EIGEN_MAKE_ALIGNED_OPERATOR_NEW typedef _Scalar Scalar

Protected Functions

void allocateData(): Allocate all the internal data needed for the solver.

virtual void resizeRunningData() override: Resize data associated with the running models of the shooting problem.

virtual void resizeTerminalData() override: Resize data associated with the terminal model of the shooting problem.

void computeNullTerminalMultiplier(): compute the multiplier associated to the terminal constraint

Protected Attributes

DynamicsSolverType dyn_solver_: Type of dynamics solver.

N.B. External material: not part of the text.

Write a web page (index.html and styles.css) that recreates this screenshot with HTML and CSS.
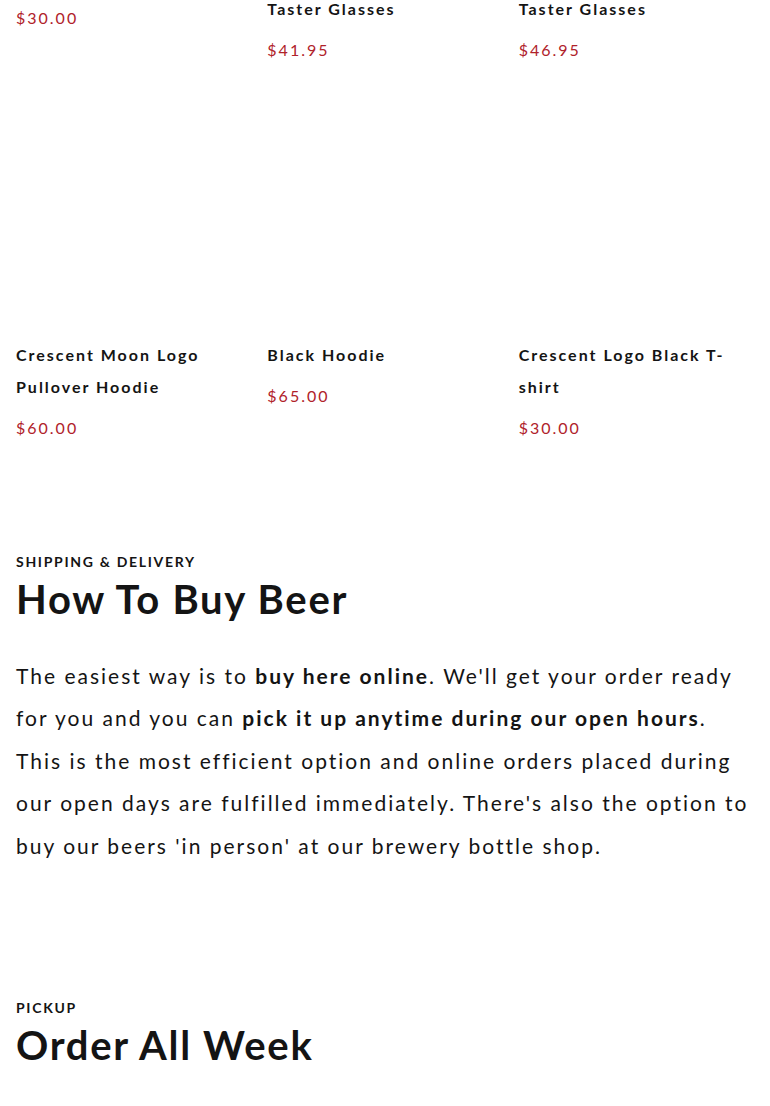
FILE: index.html
```html
<!DOCTYPE html>
<html lang="en">
<head>
<meta charset="utf-8">
<title>Shop</title>
<link rel="stylesheet" href="styles.css">
</head>
<body>
<main class="page">
  <section class="products">
    <div class="grid">
      <article class="card">
        <div class="thumb"></div>
        <h3 class="title">Logo Cap</h3>
        <p class="price">$30.00</p>
      </article>
      <article class="card">
        <div class="thumb"></div>
        <h3 class="title">Crescent Moon Logo Taster Glasses</h3>
        <p class="price">$41.95</p>
      </article>
      <article class="card">
        <div class="thumb"></div>
        <h3 class="title">Crescent Moon Black Taster Glasses</h3>
        <p class="price">$46.95</p>
      </article>
      <article class="card">
        <div class="thumb"></div>
        <h3 class="title">Crescent Moon Logo Pullover Hoodie</h3>
        <p class="price">$60.00</p>
      </article>
      <article class="card">
        <div class="thumb"></div>
        <h3 class="title">Black Hoodie</h3>
        <p class="price">$65.00</p>
      </article>
      <article class="card">
        <div class="thumb"></div>
        <h3 class="title">Crescent Logo Black T-shirt</h3>
        <p class="price">$30.00</p>
      </article>
    </div>
  </section>

  <section class="info">
    <p class="eyebrow">Shipping &amp; Delivery</p>
    <h2 class="heading">How To Buy Beer</h2>
    <p class="body">The easiest way is to <strong>buy here online</strong>. We'll get your order ready for you and you can <strong>pick it up anytime during our open hours</strong>. This is the most efficient option and online orders placed during our open days are fulfilled immediately. There's also the option to buy our beers 'in person' at our brewery bottle shop.</p>
  </section>

  <section class="info info-next">
    <p class="eyebrow">Pickup</p>
    <h2 class="heading">Order All Week</h2>
  </section>
</main>
</body>
</html>
```
FILE: styles.css
```css
html, body {
  margin: 0;
  padding: 0;
  background: #fff;
}
body {
  font-family: Lato, "Noto Sans", sans-serif;
  color: #141414;
}
.page {
  padding: 0 16px;
}
.products {
  margin-top: -286px;
}
.grid {
  display: grid;
  grid-template-columns: repeat(3, 1fr);
  column-gap: 16px;
  row-gap: 25px;
}
.card {
  display: flex;
  flex-direction: column;
}
.thumb {
  aspect-ratio: 1 / 1;
  background: #fff;
}
.title {
  margin: 12px 0 0;
  font-size: 16px;
  line-height: 32px;
  font-weight: 700;
  letter-spacing: 2px;
}
.price {
  margin: 9px 0 0;
  font-size: 16px;
  line-height: 32px;
  letter-spacing: 2px;
  color: #b0222a;
}
.info {
  margin-top: 108px;
}
.info-next {
  margin-top: 131px;
}
.eyebrow {
  margin: 0;
  font-size: 14px;
  line-height: 20px;
  font-weight: 700;
  letter-spacing: 1.7px;
  text-transform: uppercase;
}
.heading {
  margin: 3px 0 0;
  font-size: 40px;
  line-height: 48px;
  font-weight: 700;
  letter-spacing: 1.7px;
}
.body {
  margin: 32px 0 0;
  font-size: 21px;
  line-height: 42.5px;
  letter-spacing: 2px;
}
.body strong {
  font-weight: 700;
}
```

EqualitySolverType term_solver_: Type of terminal solver.

Scalar reg_incfactor_: Regularization factor used to increase the damping value

Scalar reg_decfactor_: Regularization factor used to decrease the damping value

Scalar th_grad_: Tolerance of the expected gradient used for testing the step

Scalar th_noimprovement_: Threshold used to accept steps that cannot be be improved due to numerical errors

Scalar th_stepdec_: Step-length threshold used to decrease regularization.

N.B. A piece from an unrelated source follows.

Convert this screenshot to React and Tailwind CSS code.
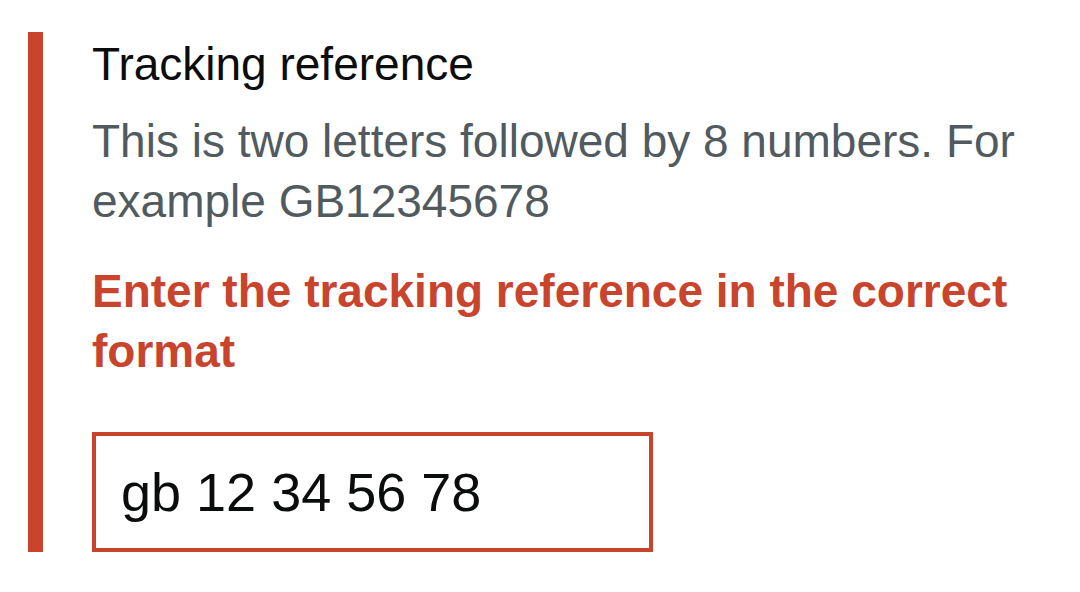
import React from 'react';

export default function App() {
  return (
    <div className="w-[1080px] h-[592px] bg-white font-['Liberation_Sans',Arial,sans-serif]">
      <div className="flex pt-8 pl-7">
        {/* error bar */}
        <div className="w-[15px] h-[520px] bg-[#c9442c]" />
        <div className="w-[1000px] pl-[49px] pt-[2px] flex flex-col">
          <label className="text-[46px] leading-[60px] text-[#0b0c0c]">Tracking reference</label>
          <div className="mt-[17px] text-[46px] leading-[60px] text-[#505a5f]">
            This is two letters followed by 8 numbers. For example GB12345678
          </div>
          <p className="mt-[30px] text-[46px] leading-[60px] font-bold text-[#c9442c]">
            Enter the tracking reference in the correct format
          </p>
          <input
            readOnly
            value="gb 12 34 56 78"
            className="mt-[51px] w-[561px] h-[120px] border-4 border-[#c9442c] px-[25px] text-[54px] text-[#0b0c0c] outline-none font-['Liberation_Sans',Arial,sans-serif]"
          />
        </div>
      </div>
    </div>
  );
}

Scalar th_stepinc_: Step-length threshold used to increase regularization.

Scalar th_minimprove_: Minimum improvement threshold used in the regularization scheme

Scalar th_acceptnegstep_: Threshold used for accepting step along ascent direction

Scalar th_acceptminstep_: Threshold used for accepting step along with a minimum length

Scalar rho_: Parameter used in the merit function to predict the expected reduction

Scalar th_minfeas_: Threshold for switching to feasibility.

Scalar upsilon_: Estimated penalty parameter that balances relative contribution of the cost function and equality constraints

Scalar upsilon_decfactor_: Estimated penalty parameter factor used to decrease its value

bool zero_upsilon_: True if we wish to set estimated penalty parameter (upsilon) to zero when solve is called.

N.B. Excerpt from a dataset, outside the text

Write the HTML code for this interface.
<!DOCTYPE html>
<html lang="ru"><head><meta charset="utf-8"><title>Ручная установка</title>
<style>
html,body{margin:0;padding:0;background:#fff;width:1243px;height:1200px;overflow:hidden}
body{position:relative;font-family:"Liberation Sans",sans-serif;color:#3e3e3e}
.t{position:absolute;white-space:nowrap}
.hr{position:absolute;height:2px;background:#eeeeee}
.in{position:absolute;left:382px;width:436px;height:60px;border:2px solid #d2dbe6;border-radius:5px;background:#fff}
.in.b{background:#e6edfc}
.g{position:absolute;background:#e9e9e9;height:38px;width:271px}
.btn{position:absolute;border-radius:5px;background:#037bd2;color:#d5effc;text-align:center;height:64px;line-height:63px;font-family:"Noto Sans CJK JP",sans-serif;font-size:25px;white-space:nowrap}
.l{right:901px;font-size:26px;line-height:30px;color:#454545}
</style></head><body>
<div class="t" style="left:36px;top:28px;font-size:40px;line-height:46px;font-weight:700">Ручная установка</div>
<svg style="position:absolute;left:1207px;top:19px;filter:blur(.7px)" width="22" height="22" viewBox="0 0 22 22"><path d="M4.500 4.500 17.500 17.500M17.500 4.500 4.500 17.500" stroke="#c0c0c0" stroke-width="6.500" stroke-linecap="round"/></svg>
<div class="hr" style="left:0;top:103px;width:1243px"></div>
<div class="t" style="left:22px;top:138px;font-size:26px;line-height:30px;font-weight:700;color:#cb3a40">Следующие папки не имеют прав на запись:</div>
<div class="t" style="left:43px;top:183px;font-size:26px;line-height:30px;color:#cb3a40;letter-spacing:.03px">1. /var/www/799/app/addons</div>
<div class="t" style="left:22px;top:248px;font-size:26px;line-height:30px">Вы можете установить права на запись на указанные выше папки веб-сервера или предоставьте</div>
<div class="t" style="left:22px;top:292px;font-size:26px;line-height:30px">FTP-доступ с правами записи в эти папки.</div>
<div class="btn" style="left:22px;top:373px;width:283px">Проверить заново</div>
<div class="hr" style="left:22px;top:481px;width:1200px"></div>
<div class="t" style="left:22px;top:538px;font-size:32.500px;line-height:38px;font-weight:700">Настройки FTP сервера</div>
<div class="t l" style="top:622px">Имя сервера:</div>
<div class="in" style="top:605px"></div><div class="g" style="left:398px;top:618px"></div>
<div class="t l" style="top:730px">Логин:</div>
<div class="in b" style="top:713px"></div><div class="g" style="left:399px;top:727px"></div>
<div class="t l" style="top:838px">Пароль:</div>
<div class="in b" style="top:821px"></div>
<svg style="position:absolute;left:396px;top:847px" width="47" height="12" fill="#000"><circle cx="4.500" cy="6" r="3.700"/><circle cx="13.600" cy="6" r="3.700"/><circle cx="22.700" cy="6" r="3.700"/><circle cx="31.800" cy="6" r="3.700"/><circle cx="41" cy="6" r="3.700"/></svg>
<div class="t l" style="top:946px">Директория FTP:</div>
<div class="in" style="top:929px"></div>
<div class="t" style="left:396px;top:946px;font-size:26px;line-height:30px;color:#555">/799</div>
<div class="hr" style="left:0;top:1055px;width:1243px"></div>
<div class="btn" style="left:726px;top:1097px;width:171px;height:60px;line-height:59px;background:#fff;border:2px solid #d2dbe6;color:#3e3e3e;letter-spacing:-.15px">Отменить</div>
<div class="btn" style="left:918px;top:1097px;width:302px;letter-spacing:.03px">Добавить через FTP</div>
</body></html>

std::vector<std::size_t> Ts_: Index that describes the hybrid shoots.

MatrixXs Vxx_tmp_: Temporary variable for ensuring symmetry of Vxx.

std::vector<MatrixXs> Vxx_: Hessian of the Value function \(\mathbf{V_{xx}}\).

std::vector<VectorXs> Vxx_f_: Hessian of the Value function times the gap \(\mathbf{V_{xx} \bar{f}}\)

std::vector<VectorXs> Vx_: Gradient of the Value function \(\mathbf{V_x}\).

std::vector<VectorXs> Lxx_dx_: Second-order change of the cost function \(\boldsymbol{\ell}_{\mathbf{{xx}}}\delta\mathbf{x}\)

std::vector<VectorXs> Luu_du_: Second-order change of the cost function \(\boldsymbol{\ell}_{\mathbf{{uu}}}\delta\mathbf{u}\)

std::vector<VectorXs> Lxu_du_: Second-order change of the cost function \(\boldsymbol{\ell}_{\mathbf{{xu}}}\delta\mathbf{u}\)

std::vector<MatrixXs> Qxx_: Hessian of the Hamiltonian \(\mathbf{Q_{xx}}\).

std::vector<MatrixXs> Qxu_: Hessian of the Hamiltonian \(\mathbf{Q_{xu}}\).

std::vector<MatrixXs> Quu_: Hessian of the Hamiltonian \(\mathbf{Q_{uu}}\).

std::vector<VectorXs> Qx_: Gradient of the Hamiltonian \(\mathbf{Q_x}\).

std::vector<VectorXs> Qu_: Gradient of the Hamiltonian \(\mathbf{Q_u}\).

std::vector<MatrixXsRowMajor> K_: Feedback gains \(\mathbf{K}\).

std::vector<VectorXs> k_: Feed-forward terms \(\mathbf{l}\).

std::vector<VectorXs> dx_: State error during the roll-out/forward-pass (size T).

std::vector<MatrixXsRowMajor> FxTVxx_p_: Store the value of \(\mathbf{f_x}^T\mathbf{V_{xx}}^{'}\)

std::vector<MatrixXsRowMajor> FuTVxx_p_: Store the values of \(\mathbf{f_u}^T\mathbf{V_{xx}}^{'}\) per each running node

VectorXs fTVxx_p_: Store the value of \(\mathbf{\bar{f}}^T\mathbf{V_{xx}}^{'}\)

std::vector<Eigen::LLT<MatrixXs>> Quu_llt_: Cholesky LLT solver.